I spot clean my box (for a pair) every day. I have a litter tray with a grid so most urine falls through but still some wet pellets on top. I find it easy to separate the soiled litter and poop from the clean litter. Once every so often I will let the box sit an extra day, rarely two and then dump the whole thing. Otherwise spot cleans of the top tray and completely dumping the collected urine in the bottom is all I do. Works a treat for me.


----------



## Ivythelionhead (Jan 27, 2017)

I always scoop my out daily or every second day and then when it gets really bad I just dump it.


----------



## Blue eyes (Jan 27, 2017)

I top my litter with hay twice per day. Scooping isn't practical with that routine. 

Adding hay twice a day ensures that they always have fresh hay for eating. The old hay gets tamped down and serves as an extra barrier between bunny feet and wet litter. I use the wood pellets for litter so it is super cheap. 

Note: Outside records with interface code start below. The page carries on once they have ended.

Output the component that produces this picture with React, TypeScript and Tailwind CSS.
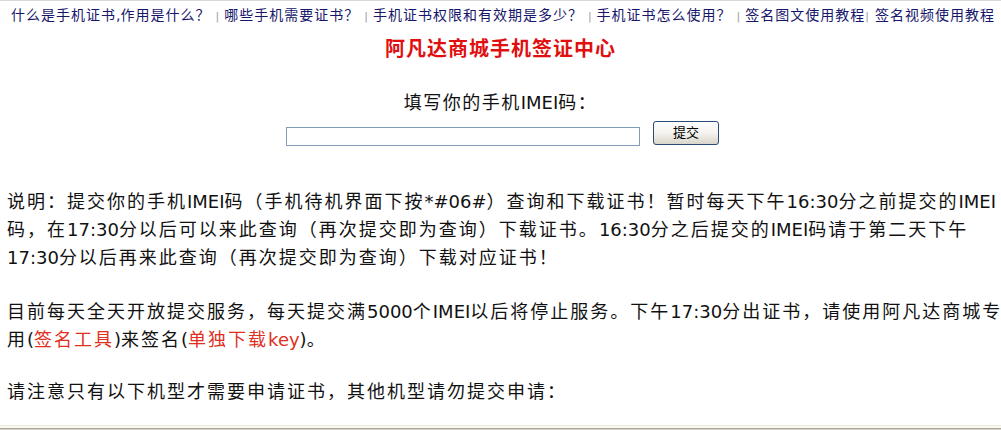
import React from 'react';

// ASCII runs keep normal spacing; CJK runs get the wider pitch from the parent tracking
function T({ s }: { s: string }) {
  return (
    <>
      {s.split(/([\x20-\x7e]+)/).map((p, i) =>
        /[\x20-\x7e]/.test(p) ? (
          <span key={i} className="tracking-normal">
            {p}
          </span>
        ) : (
          p
        )
      )}
    </>
  );
}

const navItems = [
  '什么是手机证书,作用是什么？',
  '哪些手机需要证书？',
  '手机证书权限和有效期是多少？',
  '手机证书怎么使用？',
  '签名图文使用教程',
  '签名视频使用教程',
];

export default function App() {
  return (
    <div className="flex h-[430px] flex-col overflow-hidden border-t border-[#d8d8d8] bg-white font-['DejaVu_Sans','Noto_Sans_CJK_SC',sans-serif] text-[#111]">
      <div className="flex-1">
        {/* top links */}
        <nav className="flex items-baseline whitespace-nowrap pl-[11px] pt-[4px] text-[14px] leading-[20px] tracking-[1px] text-[#16166a]">
          {navItems.map((label, i) => (
            <React.Fragment key={label}>
              {i > 0 && (
                <span
                  className={
                    i === 5
                      ? 'mr-[6px] text-[11px] tracking-normal text-[#9a9a9a]'
                      : 'mx-[5px] text-[11px] tracking-normal text-[#9a9a9a]'
                  }
                >
                  |
                </span>
              )}
              <a className="cursor-pointer">
                <T s={label} />
              </a>
            </React.Fragment>
          ))}
        </nav>

        <h1 className="mt-[8px] text-center text-[20px] font-bold leading-[28px] tracking-[1px] text-[#e01010]">
          阿凡达商城手机签证中心
        </h1>

        <p className="mt-[26px] text-center text-[18px] leading-[28px] tracking-[1.5px] text-[#111]">
          <T s="填写你的手机IMEI码：" />
        </p>

        <form className="mt-[4px] flex items-start justify-center gap-[13px] pl-[4px]">
          <input
            type="text"
            className="mt-[6px] h-[19px] w-[354px] border border-[#7f9db9] bg-white outline-none"
          />
          <button
            type="button"
            className="h-[24px] w-[66px] rounded-[3px] border border-[#2a4a7a] bg-gradient-to-b from-white via-[#f4f3ee] to-[#d9d5ca] text-[13px] leading-[20px] text-black"
          >
            提交
          </button>
        </form>

        <div className="whitespace-nowrap pl-[7px] text-[18px] leading-[28px] tracking-[2px]">
          <p className="mt-[42px]">
            <T s="说明：提交你的手机IMEI码（手机待机界面下按*#06#）查询和下载证书！暂时每天下午16:30分之前提交的IMEI" />
            <br />
            <T s="码，在17:30分以后可以来此查询（再次提交即为查询）下载证书。16:30分之后提交的IMEI码请于第二天下午" />
            <br />
            <T s="17:30分以后再来此查询（再次提交即为查询）下载对应证书！" />
          </p>

          <p className="mt-[26px]">
            <T s="目前每天全天开放提交服务，每天提交满5000个IMEI以后将停止服务。下午17:30分出证书，请使用阿凡达商城专" />
            <br />
            用<span className="tracking-normal">(</span>
            <a className="cursor-pointer text-[#e0301e]">签名工具</a>
            <span className="tracking-normal">)</span>来签名<span className="tracking-normal">(</span>
            <a className="cursor-pointer text-[#e0301e]">
              <T s="单独下载key" />
            </a>
            <span className="tracking-normal">)</span>。
          </p>

          <p className="mt-[24px]">请注意只有以下机型才需要申请证书，其他机型请勿提交申请：</p>
        </div>
      </div>

      {/* window frame at the bottom */}
      <div className="h-[1px] bg-[#ecead8]" />
      <div className="h-[2px] bg-[#f8f7f0]" />
      <div className="h-[1px] bg-[#aca899]" />
      <div className="h-[1px] bg-[#d4d0c8]" />
    </div>
  );
}
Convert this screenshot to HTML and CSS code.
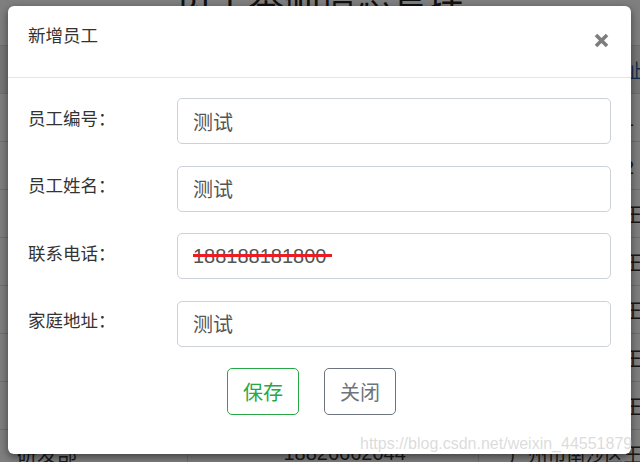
FILE: index.html
```html
<!DOCTYPE html>
<html lang="zh-CN">
<head>
<meta charset="utf-8">
<title>新增员工</title>
<link rel="stylesheet" href="styles.css">
</head>
<body>
<div class="page">
  <h1 class="page-title">员工基础信息管理</h1>
  <table class="grid">
    <colgroup><col class="w1"><col class="w2"><col class="w3"></colgroup>
    <thead>
      <tr><th class="c1">部门名称</th><th class="c2">联系电话</th><th class="c3">员工家庭住地址</th></tr>
    </thead>
    <tbody>
      <tr><td class="c1">研发部</td><td class="c2">18826662041</td><td class="c3">广州市天河区1</td></tr>
      <tr><td class="c1">研发部</td><td class="c2">18826662042</td><td class="c3">广州市天河区2</td></tr>
      <tr><td class="c1">研发部</td><td class="c2">18826662043</td><td class="c3">广州市南沙区王</td></tr>
      <tr><td class="c1">研发部</td><td class="c2">18826662044</td><td class="c3">广州市南沙区王</td></tr>
      <tr><td class="c1">研发部</td><td class="c2">18826662045</td><td class="c3">广州市南沙区王</td></tr>
      <tr><td class="c1">研发部</td><td class="c2">18826662046</td><td class="c3">广州市南沙区王</td></tr>
      <tr><td class="c1">研发部</td><td class="c2">18826662047</td><td class="c3">广州市南沙区王</td></tr>
      <tr><td class="c1">研发部</td><td class="c2">18826662044</td><td class="c3">广州市南沙区王</td></tr>
    </tbody>
  </table>
</div>

<div class="backdrop"></div>

<div class="modal">
  <div class="modal-header">
    <h4 class="modal-title">新增员工</h4>
    <button class="close" type="button" aria-label="关闭">
      <svg width="15" height="15" viewBox="0 0 15 15"><path d="M2 2 L13 13 M13 2 L2 13" stroke="#7d7d7d" stroke-width="3.6" fill="none"/></svg>
    </button>
  </div>
  <div class="modal-body">
    <div class="form">
      <label class="form-label">员工编号：</label>
      <input class="form-input" type="text" value="测试">
      <label class="form-label">员工姓名：</label>
      <input class="form-input" type="text" value="测试">
      <label class="form-label">联系电话：</label>
      <div class="strike-wrap">
        <input class="form-input" type="text" value="188188181800">
        <span class="strike"></span>
      </div>
      <label class="form-label">家庭地址：</label>
      <input class="form-input" type="text" value="测试">
    </div>
    <div class="actions">
      <button class="btn btn-save" type="button">保存</button>
      <button class="btn btn-dismiss" type="button">关闭</button>
    </div>
  </div>
</div>

<div class="watermark">https://blog.csdn.net/weixin_44551879</div>
</body>
</html>
```

FILE: styles.css
```css
html, body {
  margin: 0;
  padding: 0;
}
body {
  width: 640px;
  height: 462px;
  overflow: hidden;
  position: relative;
  background: #fff;
  font-family: "Liberation Sans", "Noto Sans CJK SC", sans-serif;
  color: #333;
}

/* background page */
.page {
  width: 640px;
  overflow: hidden;
}
.page-title {
  margin: -22px 0 0;
  height: 67px;
  font-size: 36px;
  line-height: 40px;
  font-weight: normal;
  text-align: center;
  color: #222;
}
.grid {
  border-collapse: collapse;
  table-layout: fixed;
  width: 640px;
  font-size: 20px;
  color: #333;
}
.grid .w1 { width: 187px; }
.grid .w2 { width: 291px; }
.grid .w3 { width: 162px; }
.grid th, .grid td {
  height: 47px;
  border-top: 1px solid #ddd;
  padding: 0;
  text-align: left;
  font-weight: normal;
  white-space: nowrap;
  overflow: hidden;
}
.grid thead th {
  background: #ececec;
  color: #2a5f95;
}
.grid .c1 { padding-left: 17px; border-right: 1px solid #ddd; }
.grid .c2 { padding-left: 96px; border-right: 1px solid #ddd; }
.grid .c3 { padding-left: 31px; font-size: 19px; }

.backdrop {
  position: absolute;
  inset: 0;
  background: rgba(0, 0, 0, 0.5);
}

/* modal */
.modal {
  position: absolute;
  left: 8px;
  top: 6px;
  width: 623px;
  height: 448px;
  box-sizing: border-box;
  background: #fff;
  border-radius: 6px;
  box-shadow: 0 3px 9px rgba(0, 0, 0, 0.5);
  display: flex;
  flex-direction: column;
}
.modal-header {
  box-sizing: border-box;
  height: 72px;
  padding: 18px 22px 0 20px;
  border-bottom: 1px solid #e5e5e5;
  display: flex;
  justify-content: space-between;
  align-items: flex-start;
}
.modal-title {
  margin: 0;
  font-size: 17.5px;
  line-height: 25px;
  font-weight: normal;
  color: #333;
}
.close {
  margin: 9px 0 0;
  padding: 0;
  border: 0;
  background: none;
  width: 15px;
  height: 15px;
  display: block;
}
.close svg {
  display: block;
}
.modal-body {
  padding: 20px 20px 0;
}
.form {
  display: grid;
  grid-template-columns: 149px 1fr;
  row-gap: 21.67px;
}
.form-label {
  padding-top: 8.5px;
  font-size: 17.5px;
  line-height: 25px;
  color: #333;
}
.form-input {
  box-sizing: border-box;
  width: 100%;
  height: 46px;
  margin: 0;
  padding: 0 15px;
  border: 1px solid #cdd1d8;
  border-radius: 5px;
  font-family: "Liberation Sans", "Noto Sans CJK SC", sans-serif;
  font-size: 20px;
  color: #555;
  background: #fff;
  outline: none;
}
.strike-wrap {
  position: relative;
}
.strike {
  position: absolute;
  left: 16px;
  top: 21px;
  width: 139px;
  height: 3px;
  background: #ec1c24;
}
.actions {
  margin-top: 21px;
  padding-left: 199px;
  display: flex;
  gap: 25px;
}
.btn {
  box-sizing: border-box;
  width: 72px;
  height: 47px;
  padding: 0;
  border: 1px solid;
  border-radius: 5px;
  background: #fff;
  font-family: "Liberation Sans", "Noto Sans CJK SC", sans-serif;
  font-size: 20px;
}
.btn-save {
  border-color: #28a745;
  color: #28a745;
}
.btn-dismiss {
  border-color: #6c757d;
  color: #6c757d;
}

.watermark {
  position: absolute;
  left: 360px;
  top: 435.5px;
  font-family: "Liberation Sans", sans-serif;
  font-size: 16px;
  line-height: 16px;
  white-space: nowrap;
  color: rgba(190, 190, 190, 0.55);
}
```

The daily additions of hay means that -- with one rabbit I can go a full week before noticing any odor and doing a complete change. With two rabbits, I would change it twice per week.


----------



## katiecrna (Jan 28, 2017)

I add hay twice a day too and what's they when I hear people scooping it didn't make sense to me because that would be really messy!


----------



## katiecrna (Jan 29, 2017)

Ivythelionhead said:


> I always scoop my out daily or every second day and then when it gets really bad I just dump it.

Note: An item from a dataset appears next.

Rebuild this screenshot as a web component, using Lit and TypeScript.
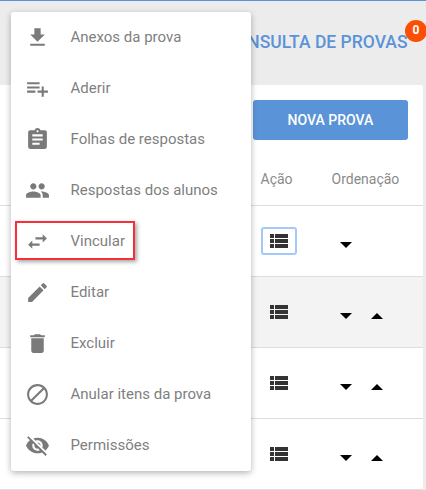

Do you have a hay rack above the litter box or do you put hay in the litterbox?


----------



## katiecrna (Jan 29, 2017)

For those scoopers... @Ivythelionhead @Azerane @stevesmum do you guys all have hay racks or do you have hay in the litterbox?


----------



## Ivythelionhead (Jan 29, 2017)

I have a hay box, food bowl and water bottle above the litre box


----------



## stevesmum (Jan 30, 2017)

I put hay in one side of the litter box in a pile. I like the idea of a hay rack but my two are just so darn messy these days. They live side by side and I swear they are in a competition to see who can make a bigger mess.


----------



## Whiterabbitrage (Jan 31, 2017)

I scoop. I use Carefresh. Harvey uses one corner of the litter box to pee, so it's easy to scoop and great for the garden. she has a separate hay box just for eating. She doesn't poop in it.


----------



## RavenousDragon (Feb 3, 2017)

We use a very thin layer of paper pellets on their litterboxes and just dump and scrub them every other day for the ones in their cages (which are small, but it gives them more room to play in their cages and they seem to fit ok). Their large outside of the cage litterbox gets at thick layer of paper pellets which is topped off whenever it needs and dumped and scrubbed each week.


----------



## Nancy McClelland (Feb 3, 2017)

we use a small litter pan with a hay rack on r it on one side--no hay gets wasted and the pan is small so we clean it out every day so nothing gets "smelly!"


----------



## katiecrna (Feb 5, 2017)

I keep going back and forth with buying one of these. I don't know why I'm so restless with my current litterbox. Maybe because I hate having to add fresh hay to already peed on hay at least twice a day and have it accumulate and accumulate until day 3 when I dump it and gross myself out. My litter works well and absorbs but the hay is peed on and that smells. I think I just have a sensitive gag and nose lol. I don't know if this will solve my problems or create more. 

The ones with the grates... I'm scared my rabbit will scratch and scrape the hay out causing a bigger mess. Ahh anyone have one of these that they love or don't care for?


----------



## Blue eyes (Feb 5, 2017)

I'm afraid trial & error is going to be your best option. Try different methods and see which one suits you best. 

The varied answers on this thread show the different ideas people have about what they consider to be easiest. What may seem tedious to one person may seem simple to another. Try out different options until you find one that clicks with you.


----------